During sleep how low can the blood/oxygen levels go and for how long before brain cells die?  Personally, I want to hug and cherish my brain cells from a distance and keep them going as long as possible.

A sharp Harrison Medical Center ER doc caught a problem and had me put on a concentrator that gathers oxygen from the room and bleeds it into my bi-pap – leading to better sleep.  Except when the RLS bounces me right out of bed to move my legs and walk around.

Ignoring Sleep Apnea can lead to serious stuff – we need to be aware.

Tomorrow is the opportunity to ask the questions and have fun at the same time.

Refreshments!

See you Wednesday!  If anyone needs a ride, let me know.

Following are photos of my concentrator connected to the bi-pap and connected to the facemask that goes over my nose and blows air into my airway.

Some folks say the c-pap and bi-pap is too noisy.  I call it the sweet song of life.

Thanks for reading… Sharon O’Hara

The Sleep Apnea Story is Now Restless and Worried in Kitsap County. What Happens to Oxygen Deprived Cells?

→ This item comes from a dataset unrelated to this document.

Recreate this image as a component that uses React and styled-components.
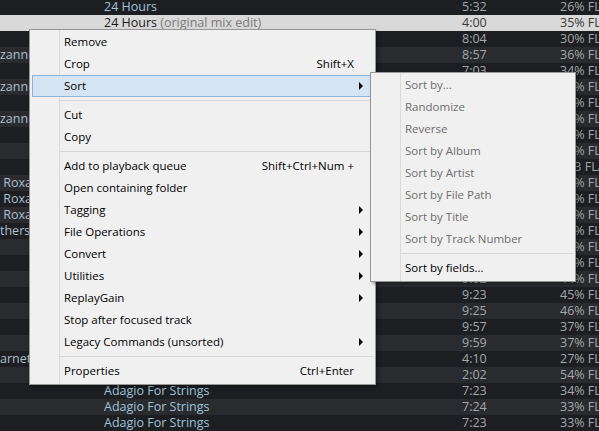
import React from "react";
import styled, { createGlobalStyle } from "styled-components";

const GlobalStyle = createGlobalStyle`
  html, body {
    margin: 0;
    padding: 0;
    width: 599px;
    height: 431px;
    overflow: hidden;
    background: #1e1f22;
  }
  * {
    box-sizing: border-box;
  }
`;

const rows = [
  { title: "24 Hours", time: "5:32", pct: "26% FLAC" },
  { title: "24 Hours", extra: "(original mix edit)", time: "4:00", pct: "35% FLAC", selected: true },
  { time: "8:04", pct: "30% FLAC" },
  { artist: "zanne", time: "8:57", pct: "36% FLAC" },
  { time: "7:03", pct: "34% FLAC" },
  { artist: "zanne", time: "7:12", pct: "31% FLAC" },
  { time: "6:40", pct: "33% FLAC" },
  { artist: "zanne", time: "7:45", pct: "29% FLAC" },
  { time: "5:58", pct: "32% FLAC" },
  { time: "6:21", pct: "38% FLAC" },
  { time: "8:10", pct: "153 FLAC" },
  { artist: " Roxa", time: "4:48", pct: "41% FLAC" },
  { artist: " Roxa", time: "5:05", pct: "40% FLAC" },
  { artist: " Roxa", time: "4:52", pct: "39% FLAC" },
  { artist: "thers", time: "6:33", pct: "35% FLAC" },
  { time: "7:01", pct: "36% FLAC" },
  { time: "8:44", pct: "42% FLAC" },
  { time: "9:02", pct: "44% FLAC" },
  { time: "9:23", pct: "45% FLAC" },
  { time: "9:25", pct: "46% FLAC" },
  { time: "9:57", pct: "37% FLAC" },
  { time: "9:59", pct: "37% FLAC" },
  { artist: "arnet", time: "4:10", pct: "27% FLAC" },
  { time: "2:02", pct: "54% FLAC" },
  { title: "Adagio For Strings", time: "7:23", pct: "34% FLAC" },
  { title: "Adagio For Strings", time: "7:24", pct: "33% FLAC" },
  { title: "Adagio For Strings", time: "7:23", pct: "33% FLAC" },
];

const mainItems = [
  { label: "Remove" },
  { label: "Crop", shortcut: "Shift+X" },
  { label: "Sort", sub: true, hot: true },
  { sep: true },
  { label: "Cut" },
  { label: "Copy" },
  { sep: true },
  { label: "Add to playback queue", shortcut: "Shift+Ctrl+Num +" },
  { label: "Open containing folder" },
  { label: "Tagging", sub: true },
  { label: "File Operations", sub: true },
  { label: "Convert", sub: true },
  { label: "Utilities", sub: true },
  { label: "ReplayGain", sub: true },
  { label: "Stop after focused track" },
  { label: "Legacy Commands (unsorted)", sub: true },
  { sep: true },
  { label: "Properties", shortcut: "Ctrl+Enter" },
];

const sortItems = [
  { label: "Sort by...", disabled: true },
  { label: "Randomize", disabled: true },
  { label: "Reverse", disabled: true },
  { label: "Sort by Album", disabled: true },
  { label: "Sort by Artist", disabled: true },
  { label: "Sort by File Path", disabled: true },
  { label: "Sort by Title", disabled: true },
  { label: "Sort by Track Number", disabled: true },
  { sep: true },
  { label: "Sort by fields..." },
];

function ContextMenu({ items, top, left, width }) {
  return (
    <Menu $top={top} $left={left} $width={width}>
      {items.map((item, index) =>
        item.sep ? (
          <Separator key={index} />
        ) : (
          <Item key={index} $hot={item.hot} $disabled={item.disabled}>
            <Label>{item.label}</Label>
            <Shortcut>{item.shortcut}</Shortcut>
            <ArrowCell>{item.sub && <Arrow />}</ArrowCell>
          </Item>
        )
      )}
    </Menu>
  );
}

export default function App() {
  return (
    <Screen>
      <GlobalStyle />
      <Playlist>
        {rows.map((row, index) => (
          <Row key={index} $odd={index % 2 === 1} $selected={row.selected}>
            <Artist>{row.artist}</Artist>
            <Title $selected={row.selected}>
              {row.title}
              {row.extra && <Extra> {row.extra}</Extra>}
            </Title>
            <Time $selected={row.selected}>{row.time}</Time>
            <Pct $selected={row.selected}>{row.pct}</Pct>
          </Row>
        ))}
      </Playlist>
      <ContextMenu items={mainItems} top={29} left={29} width={347} />
      <ContextMenu items={sortItems} top={72} left={370} width={206} />
    </Screen>
  );
}

const Screen = styled.div`
  position: relative;
  width: 599px;
  height: 431px;
  overflow: hidden;
  font-family: "Open Sans", "Noto Sans", sans-serif;
`;

const Playlist = styled.div`
  display: flex;
  flex-direction: column;
  margin-top: -1px;
`;

const Row = styled.div`
  display: grid;
  grid-template-columns: 104px 358px 30px 1fr;
  height: 16px;
  align-items: center;
  font-size: 12.5px;
  line-height: 16px;
  white-space: nowrap;
  background: ${(p) => (p.$selected ? "#d9d9d9" : p.$odd ? "#2a2b2f" : "#1d1e21")};
`;

const Artist = styled.span`
  color: #aebfcb;
  overflow: hidden;
  white-space: pre;
`;

const Title = styled.span`
  color: ${(p) => (p.$selected ? "#1a1a1a" : "#9fc3da")};
  overflow: hidden;
`;

const Extra = styled.span`
  color: #7c7c7c;
`;

const Time = styled.span`
  color: ${(p) => (p.$selected ? "#3a3a3a" : "#a3a7ab")};
`;

const Pct = styled.span`
  color: ${(p) => (p.$selected ? "#3a3a3a" : "#a3a7ab")};
  padding-left: 68px;
`;

const Menu = styled.div`
  position: absolute;
  top: ${(p) => p.$top}px;
  left: ${(p) => p.$left}px;
  width: ${(p) => p.$width}px;
  padding: 1px 0 2px;
  border: 1px solid #979797;
  background: linear-gradient(
      to right,
      transparent 29px,
      #dadada 29px,
      #dadada 30px,
      transparent 30px
    ),
    #f0f0f0;
  box-shadow: 2px 2px 3px rgba(0, 0, 0, 0.35);
  font-size: 11.5px;
  display: flex;
  flex-direction: column;
`;

const Item = styled.div`
  display: grid;
  grid-template-columns: 1fr auto 18px;
  align-items: center;
  height: 22px;
  margin: 0 2px;
  padding: 0 0 1px 31px;
  border: 1px solid ${(p) => (p.$hot ? "#8eb3d9" : "transparent")};
  background: ${(p) => (p.$hot ? "#d5e4f2" : "transparent")};
  color: ${(p) => (p.$disabled ? "#6d6d6d" : "#000")};
  white-space: nowrap;
`;

const Label = styled.span``;

const Shortcut = styled.span``;

const ArrowCell = styled.span`
  display: flex;
  align-items: center;
  padding-left: 5px;
`;

const Arrow = styled.span`
  width: 0;
  height: 0;
  border-left: 4px solid #000;
  border-top: 4px solid transparent;
  border-bottom: 4px solid transparent;
`;

const Separator = styled.div`
  height: 7px;
  margin: 0 2px 0 30px;
  display: flex;
  align-items: center;
  &::after {
    content: "";
    flex: 1;
    height: 1px;
    background: #d7d7d7;
  }
`;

The new wrinkle in the Sleep Apnea Story is the apparent fact that patients are dropping their sats during the night wearing their c-pap or bi-pap machine and unless they do another at home sleep study wearing their machine – they don’t know it – nor do their doctors!

How can it happen the patient is happy as a clam at high tide thinking the machine is keeping their airway open so they can get the sleep needed when their oxygen saturation drops into the sleep basement during the night and killing off cells from lack of oxygen!????!

What good is any sleep machine when it does not register the patient’s sats and report it to their doctor?

I have a longer story to go with these questions…but for now – I want answers. How many other sleep apnea folks have had, am having the same sat drop and don’t know it?

They know they are declining…and assume the decline is natural considering their medical condition and normal aging.

Again. What good are the machines if they are not conveying the oxygen saturation picture for each sleeping patient to their doctor?!